14 January 2024 - v4.22.1
8 days ago by Katherine Maack
Spread list, many smaller features and fixes
Notable New Feature
- Spread List
- Added
spread_list
feature to Storage Mapping section of the UI. This feature randomly distributes data among multiple storages to improve performance and help circumvent cloud storage throttling. Learn more about our Spread List feature.
- Added
Upgrade
Upgrade on GKE
kubectl apply -f "https://www.hydrolix.io/operator/v4.22.1/operator-resources?namespace=${HDX_KUBERNETES_NAMESPACE}&gcp-storage-sa=${GCP_STORAGE_SA}"
Upgrade on EKS
kubectl apply -f "https://www.hydrolix.io/operator/v4.22.1/operator-resources?namespace=${HDX_KUBERNETES_NAMESPACE}&aws-storage-role=${AWS_STORAGE_ROLE}"
Upgrade on LKE
kubectl apply -f "https://www.hydrolix.io/operator/v4.22.1/operator-resources?namespace=$HDX_KUBERNETES_NAMESPACE"
Changelog
General
-
API
- When configuring a source, the transform field is now optional when a default transform exists.
- Pools can be specified as a dictionary within a Hydrolix Cluster Resource. Previously they could only be specified as a list.
- The API can now generate presigned URLs to partitions upon request. This is to support a new version of the Hydrolix Spark Connector.

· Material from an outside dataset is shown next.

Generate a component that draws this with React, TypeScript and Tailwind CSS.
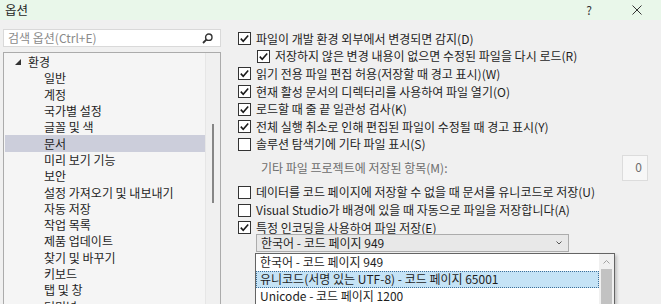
import { ReactNode } from "react";

const treeItems = [
  "일반",
  "계정",
  "국가별 설정",
  "글꼴 및 색",
  "문서",
  "미리 보기 기능",
  "보안",
  "설정 가져오기 및 내보내기",
  "자동 저장",
  "작업 목록",
  "제품 업데이트",
  "찾기 및 바꾸기",
  "키보드",
  "탭 및 창",
  "터미널",
];

const Check = ({ checked }: { checked: boolean }) => (
  <span className="w-[13px] h-[13px] shrink-0 border border-[#333333] bg-white flex items-center justify-center">
    {checked && (
      <svg width="11" height="11" viewBox="0 0 11 11">
        <path d="M1.8 5.6 L4.2 8.2 L9.2 2.4" fill="none" stroke="#1a1a1a" strokeWidth="1.6" />
      </svg>
    )}
  </span>
);

const Row = ({
  checked,
  children,
  indent,
}: {
  checked: boolean;
  children: ReactNode;
  indent?: boolean;
}) => (
  <div className={`h-[17.6px] flex items-center gap-[5px] whitespace-nowrap ${indent ? "ml-[19px]" : ""}`}>
    <Check checked={checked} />
    <span>{children}</span>
  </div>
);

const App = () => {
  return (
    <div className="w-[661px] h-[304px] overflow-hidden bg-[#f0f0f0] text-[#1e1e1e] text-[12px] font-['Noto_Sans_CJK_KR',sans-serif] flex flex-col">
      {/* title bar */}
      <div className="h-[20px] shrink-0 bg-[#e9f7ea] flex items-center pl-[5px]">
        <span className="text-[12.5px]">옵션</span>
        <span className="ml-auto text-[12px] text-[#333]">?</span>
        <svg className="ml-[40px] mr-[19px]" width="10" height="10" viewBox="0 0 10 10">
          <path d="M0.5 0.5 L9.5 9.5 M9.5 0.5 L0.5 9.5" stroke="#333" strokeWidth="1" />
        </svg>
      </div>

      <div className="flex flex-1 min-h-0">
        {/* left: search + tree */}
        <div className="w-[221px] shrink-0 pl-[3px] pt-[9px] flex flex-col">
          <div className="h-[18px] bg-white border border-[#d9d9d9] flex items-center pl-[4px] pr-[7px]">
            <span className="text-[#8a8a8a]">검색 옵션(Ctrl+E)</span>
            <svg className="ml-auto" width="11" height="11" viewBox="0 0 11 11">
              <circle cx="6.8" cy="4.2" r="3.2" fill="none" stroke="#333" strokeWidth="1.4" />
              <path d="M4.6 6.4 L1 10" stroke="#333" strokeWidth="1.8" />
            </svg>
          </div>

          <div className="mt-[5px] h-[270px] border border-[#ababab] bg-[#f5f5f5] flex">
            <div className="flex-1 pt-[1px] pl-[1px]">
              <div className="h-[16.3px] flex items-center whitespace-nowrap">
                <svg className="ml-[10px]" width="6" height="6" viewBox="0 0 6 6">
                  <polygon points="6,0 6,6 0,6" fill="#333" />
                </svg>
                <span className="ml-[7px]">환경</span>
              </div>
              {treeItems.map((item) => (
                <div
                  key={item}
                  className={`h-[16.3px] flex items-center pl-[39px] whitespace-nowrap ${
                    item === "문서" ? "bg-[#cccedb]" : ""
                  }`}
                >
                  {item}
                </div>
              ))}
            </div>
            <div className="w-[15px] shrink-0 border-l border-[#e6e6e6] bg-[#f0f0f0] pt-[71px] flex justify-center">
              <div className="w-[2px] h-[79px] bg-[#868686]" />
            </div>
          </div>
        </div>

        {/* right: options */}
        <div className="flex-1 pl-[17px] pr-[13px] pt-[10px] flex flex-col">
          <Row checked>파일이 개발 환경 외부에서 변경되면 감지(D)</Row>
          <Row checked indent>
            저장하지 않은 변경 내용이 없으면 수정된 파일을 다시 로드(R)
          </Row>
          <Row checked>읽기 전용 파일 편집 허용(저장할 때 경고 표시)(W)</Row>
          <Row checked>현재 활성 문서의 디렉터리를 사용하여 파일 열기(O)</Row>
          <Row checked>로드할 때 줄 끝 일관성 검사(K)</Row>
          <Row checked>전체 실행 취소로 인해 편집된 파일이 수정될 때 경고 표시(Y)</Row>
          <Row checked={false}>솔루션 탐색기에 기타 파일 표시(S)</Row>

          <div className="mt-[2px] h-[26px] flex items-center">
            <span className="ml-[23px] text-[#6d6d6d]">기타 파일 프로젝트에 저장된 항목(M):</span>
            <div className="ml-auto w-[26px] h-[26px] border border-[#dcdcdc] bg-[#f7f7f7] flex justify-end pr-[5px] pt-[2px] text-[#6d6d6d]">
              0
            </div>
          </div>

          <div className="mt-[2.5px]">
            <Row checked={false}>데이터를 코드 페이지에 저장할 수 없을 때 문서를 유니코드로 저장(U)</Row>
            <Row checked={false}>Visual Studio가 배경에 있을 때 자동으로 파일을 저장합니다(A)</Row>
            <Row checked>특정 인코딩을 사용하여 파일 저장(E)</Row>
          </div>

          <div className="relative mt-[-2.5px] ml-[18px] w-[313px] h-[18px] border border-[#acacac] bg-[#e8e8e8] flex items-center pl-[4px] pr-[6px]">
            <span>한국어 - 코드 페이지 949</span>
            <svg className="ml-auto" width="6" height="4" viewBox="0 0 6 4">
              <path d="M0.5 0.5 L3 3 L5.5 0.5" fill="none" stroke="#555" strokeWidth="1" />
            </svg>

            <div className="absolute left-[-2px] top-[18px] w-[360px] h-[60px] bg-white border border-[#646464] shadow-[2px_2px_3px_rgba(0,0,0,0.2)] flex">
              <div className="flex-1">
                <div className="h-[17px] flex items-center pl-[4px] whitespace-nowrap">
                  한국어 - 코드 페이지 949
                </div>
                <div className="h-[17px] flex items-center pl-[3px] whitespace-nowrap bg-[#c5e3f6] border border-dotted border-[#3d6f99]">
                  유니코드(서명 있는 UTF-8) - 코드 페이지 65001
                </div>
                <div className="h-[17px] flex items-center pl-[4px] whitespace-nowrap">
                  Unicode - 코드 페이지 1200
                </div>
              </div>
              <div className="w-[15px] shrink-0 bg-[#f0f0f0] flex flex-col items-center">
                <svg className="mt-[6px]" width="7" height="4" viewBox="0 0 7 4">
                  <path d="M0.5 3.5 L3.5 0.5 L6.5 3.5" fill="none" stroke="#a0a0a0" strokeWidth="1" />
                </svg>
                <div className="mt-[5px] w-[11px] flex-1 bg-[#c2c2c2]" />
              </div>
            </div>
          </div>
        </div>
      </div>
    </div>
  );
};

export default App;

- Jobs are no longer Kubernetes cron jobs, but are handled by the procrastinate library to consolidate API processes. This change also decreased the memory usage of the
refresh_job_statuses
config API command, preventing the process from being OOM killed on clusters with many jobs. - Hydrolix's list of ClickHouse input and output formats has been updated, providing better support for dictionaries and output formats via
hdx_query_output_format
. - Validation is now provided for transform subtypes. Currently, the subtype must be one of
firehose
,akamai_mpulse
, orcloudwatch
.
-
Core
- Added setting
hdx_summary_override_indexes
which disables indexing within summary tables for the specified columns.
- Added setting
-
Control
- Added
traefik_service_annotations
tunable which allows a user to supply custom traefik service annotations - Preparation work to facilitate tunable overrides by entity (service, pool, container). Refactors the
hkt
service to removepods.py
and splits resources based on the stage in which they are created. - Implemented annotations on Kubernetes objects to instruct the operator not to overwrite specified manual user modifications.
- Added
-
Data
- Updated rejection index file paths to contain task type and partition id.
- Introduced the
autoingest_unique_file_paths
tunable which ensures Hydrolix ignores duplicate paths when ingesting data into a table via autoingest. - The Partition Cleaner has a new tunable,
partition_cleaner_grace_period
, designating the minimum age of a partition before it is considered for deactivation or deletion. - Deactivated catalog entries now have a recorded reason for deactivation:
merged
,decay
,orphan
,deleted
, orcorrupt
. - S3 autoingest now supports more types of S3 notifications when read by SNS and sent to SQS. This allows customers to de-select "raw message delivery" when configuring those services and still import data.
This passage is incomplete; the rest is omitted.